# Just a goofy patio cover



## ICE (Jan 5, 2012)

It's not a thread worth much time but I thought a few of you might get a kick out of the post base.  A talented handyman built this.  If he knew what to do, he could turn out some nice work.

















Here's another patio cover with a walk-on deck.  They called for final inspection.


----------



## Papio Bldg Dept (Jan 6, 2012)

creative, to say the least.  I assume these blocks are prohibited in your ETJ too?  In my ETJ, we are still facing a culture where PL-400 is regarded as the world's foremost up-lift connector for deck and covered porch posts.


----------



## brudgers (Jan 6, 2012)

Not to say it meets code, but there isn't much uplift on a pergola. Seismic is another matter


----------



## ICE (Jan 6, 2012)

This all started at the neighbors house.  They were getting a new roof and a reputable roofing contractor replaced the patio cover which is about 400 sq. ft.  The contractor is only licensed for roofing and made some major mistakes, one of which was not getting a permit.  Well I can't let roofers get carried away with building stuff so I wrote them up.  Then the guy next door hires a Home Depot handyman to build this.

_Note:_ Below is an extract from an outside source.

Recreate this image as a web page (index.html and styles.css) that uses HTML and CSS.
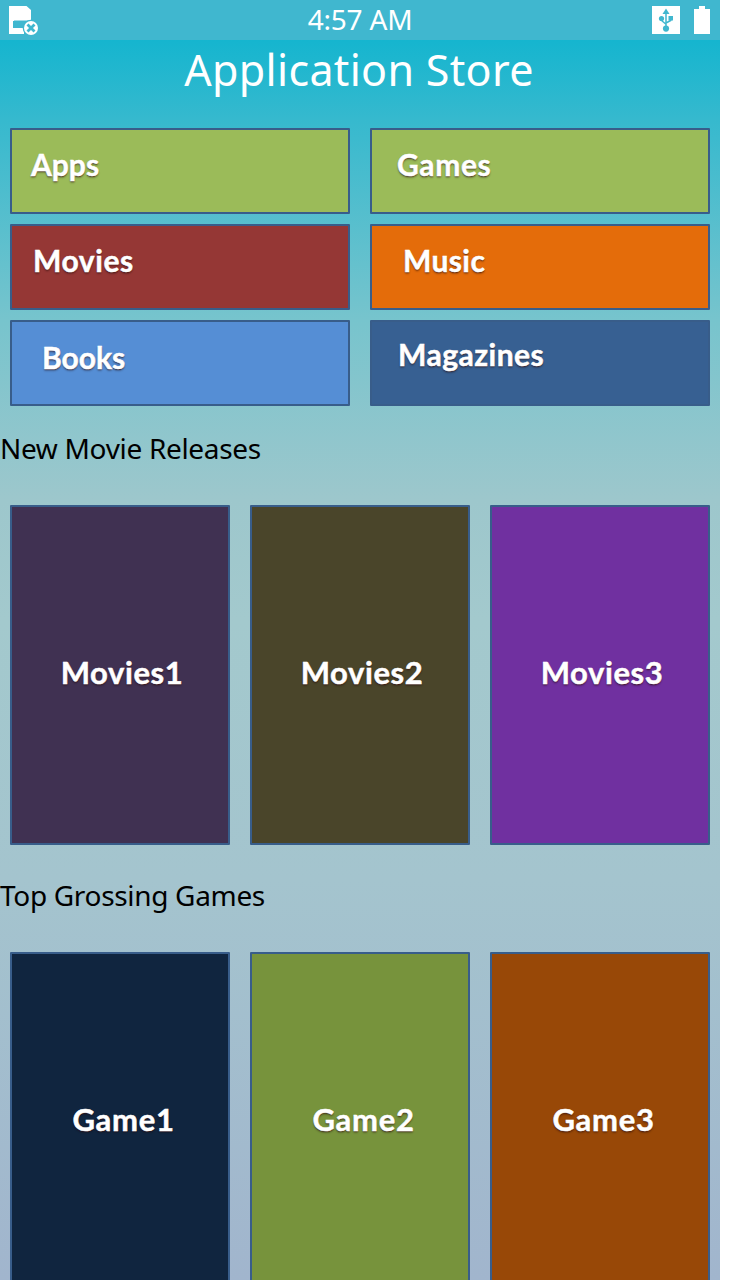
FILE: index.html
```html
<!DOCTYPE html>
<html lang="en">
<head>
<meta charset="utf-8">
<title>Application Store</title>
<link rel="stylesheet" href="styles.css">
</head>
<body>
<div class="screen">
  <div class="status">
    <svg class="card-icon" width="32" height="32" viewBox="0 0 32 32">
      <path d="M1 2h17.500l4.500 4v10.500H6v6.500h10v7H1z" fill="#fff"/>
      <path d="M5 17h18v7H5z" fill="#40b7cf"/>
      <circle cx="23" cy="24" r="8.3" fill="#40b7cf"/>
      <circle cx="23" cy="24" r="7" fill="#fff"/>
      <path d="M19.500 20.500l7 7m0-7l-7 7" stroke="#40b7cf" stroke-width="2.8"/>
      <circle cx="23" cy="24" r="2" fill="#40b7cf"/>
    </svg>
    <span class="time">4:57 AM</span>
    <div class="right-icons">
      <svg width="28" height="28" viewBox="0 0 28 28">
        <path d="M0 0h28v28H0z" fill="#fff"/>
        <g fill="#40b7cf">
          <path d="M14 2.500l3.500 5.500h-7z"/>
          <circle cx="14" cy="22.600" r="3.100"/>
          <circle cx="9.500" cy="12.500" r="2.600"/>
          <path d="M16.500 10h4.500v4.500h-4.500z"/>
        </g>
        <path d="M14 7v15M9.500 12.500v2L14 18.300M18.700 13v1.500L14 17" fill="none" stroke="#40b7cf" stroke-width="1.500"/>
      </svg>
      <svg width="16" height="28" viewBox="0 0 16 28">
        <path d="M5 0h6v3h5v25H0V3h5z" fill="#fff"/>
      </svg>
    </div>
  </div>
  <h1 class="title"><span>Application Store</span></h1>
  <div class="categories">
    <div class="tile apps"><span>Apps</span></div>
    <div class="tile games"><span>Games</span></div>
    <div class="tile movies"><span>Movies</span></div>
    <div class="tile music"><span>Music</span></div>
    <div class="tile books"><span>Books</span></div>
    <div class="tile magazines"><span>Magazines</span></div>
  </div>
  <h2 class="heading releases"><span>New Movie Releases</span></h2>
  <div class="posters">
    <div class="tile poster movie1"><span>Movies1</span></div>
    <div class="tile poster movie2"><span>Movies2</span></div>
    <div class="tile poster movie3"><span>Movies3</span></div>
  </div>
  <h2 class="heading grossing"><span>Top Grossing Games</span></h2>
  <div class="posters top-games">
    <div class="tile poster game1"><span>Game1</span></div>
    <div class="tile poster game2"><span>Game2</span></div>
    <div class="tile poster game3"><span>Game3</span></div>
  </div>
</div>
</body>
</html>
```
FILE: styles.css
```css
* { box-sizing: border-box; }
body { margin: 0; background: #fff; height: 1280px; overflow: hidden; }
.screen {
  width: 720px;
  height: 1280px;
  overflow: hidden;
  font-family: "Noto Sans", "Open Sans", sans-serif;
  background: linear-gradient(#15b5cf 40px, #36b9ce 120px, #77c4cd 320px, #9dc7cc 500px, #a3c9cd 620px, #a4c4ce 880px, #a1b5cd 1280px);
}
.status {
  display: grid;
  grid-template-columns: 1fr auto 1fr;
  align-items: center;
  height: 40px;
  padding: 0 10px 0 8px;
  background: #40b7cf;
  color: #fff;
}
.time { font-size: 28px; line-height: 38px; padding: 0 0 2px 2px; letter-spacing: -0.2px; }
.right-icons { display: flex; justify-content: flex-end; gap: 14px; }
.title {
  margin: 0;
  height: 88px;
  padding-right: 2px;
  color: #fff;
  font-size: 43px;
  font-weight: 400;
  line-height: 60px;
  letter-spacing: 0.32px;
  text-align: center;
}
.categories {
  display: grid;
  grid-template-columns: 340px 340px;
  grid-auto-rows: 86px;
  gap: 10px 20px;
  padding: 0 10px;
}
.tile {
  border: 2px solid #385d8a;
  border-radius: 1px;
  color: #fff;
  font: 700 30px/36px Lato, sans-serif;
  letter-spacing: 0.6px;
  -webkit-text-stroke: 0.5px #fff;
  text-shadow: 0 1px 1px rgba(60, 20, 20, 0.6), 0 2px 2px rgba(30, 10, 10, 0.3);
}
.apps { background: #9bbb59; padding: 16px 0 0 19px; letter-spacing: 0; }
.games { background: #9bbb59; padding: 16px 0 0 25px; }
.movies { background: #953735; padding: 16px 0 0 21px; }
.music { background: #e46c0a; padding: 16px 0 0 31px; letter-spacing: 0.4px; }
.books { background: #558ed5; padding: 17px 0 0 30px; letter-spacing: 0; }
.magazines { background: #376092; padding: 14px 0 0 26px; letter-spacing: 0.5px; }
.heading {
  margin: 0;
  font-size: 28px;
  font-weight: 400;
  line-height: 40px;
  letter-spacing: -0.32px;
  color: #000;
}
.releases { height: 99px; padding-top: 22px; }
.grossing { height: 107px; padding-top: 30px; }
.posters {
  display: grid;
  grid-template-columns: repeat(3, 220px);
  gap: 20px;
  padding: 0 10px;
}
.poster {
  display: flex;
  align-items: center;
  justify-content: center;
  height: 340px;
  padding: 0 0 6px 4px;
  font-size: 31px;
}
.top-games .poster { padding: 0 0 7px 7px; letter-spacing: 0.7px; }
.movie1 { background: #403152; }
.movie2 { background: #4a452a; }
.movie3 { background: #7030a0; }
.game1 { background: #10253f; }
.game2 { background: #77933c; }
.game3 { background: #984807; }
```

Of course, the first homeowner is curious about whether the second homeowner needs a permit for the open lattice patio cover.  My first inclination is to say no and let them demo the patio cover without a permit.


----------



## Pcinspector1 (Jan 6, 2012)

I may not have a pergola to stand on, but I would call it a structure having to meet set backs. I have a rule of thumb that if its above your head and it can give you a boo boo if it falls, you might need a permit?

Sounds kinda like something Jeff Foxworthy would say?

"If your 4x4 pick-up cost more than your house, you might be a redneck"?  

pc1


----------



## peach (Jan 8, 2012)

looks like they at least tried to pretty up the post bases with stone?

Like the second deck... no problem accessing the tile roof!


----------